As an old math teacher once told me, it’s not a good idea to put all your eggs in one basket, unless you are absolutely certain that the path you’ve chosen is the best one for you.

Today, I’ll stuff the portfolio with small-cap growth stocks, but before I get to the picks, I want to lay out the asset allocation percentages that your core portfolio will contain (hyperlinks lead to the parts of the core portfolio I’ve already covered):

Asset Allocation Asset Allocation
Large-Cap Growth 15% Options 5%
Large-Cap Value 15% Midcap Growth 4%
International/Emerging Market 15% Midcap Value 4%
Income-Driven 14% Small-Cap Growth 4%
Special Situations 10% Small-Cap Value 4%
Swing Trades 10%

I’ll discuss the remaining categories over the next few weeks.

For now, with small-cap growth stocks, I want to anchor the asset class with at least one ETF or mutual fund, then turbocharge the rest of the class with stocks I want to own until their growth rate drops below 12% or so.

I’m grounding this asset class with a core position in the iShares Russell 2000 Growth Index (IWO), a broadly diversified index whose top 10 holdings only account for about 6% of total assets. Small-cap growth companies tend to be heavy tech or biotech companies, and I generally don’t understand these entities well enough to evaluate them, so I find it best to use an ETF.

On the other side of things, there are a few stocks I do know very well in the sector that I will add.

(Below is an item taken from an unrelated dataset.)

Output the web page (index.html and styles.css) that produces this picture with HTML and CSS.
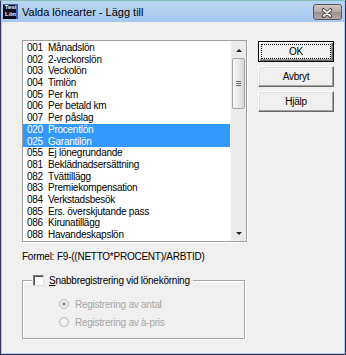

I’ve written a lot about Portfolio Recovery Associates (PRAA) and Encore Capital Group (ECPG) lately. Both companies buy charged-off debts from the major credit card companies and other creditors, then attempt to collect on them. They pay as little as they can and collect as much as they can. The result is 16% projected annualized earnings growth. I am long both stocks. I think these cash flow generators are outstanding businesses.

SEI Investments Co. (SEIC) provides investment and fund advisory services for institutions, advisors and rich people. Long-term growth is pegged at 15%, and it’s a free cash flow machine, generating more than $200 million-plus of it most years.

United Rentals (URI) rents 3,300 classes of equipment to customers comprising construction and industrial companies, manufacturers, utilities, municipalities, homeowners and government entities. It’s also both a growth and value play, as it trades at only 10 times next year’s earnings but is growing at 20%.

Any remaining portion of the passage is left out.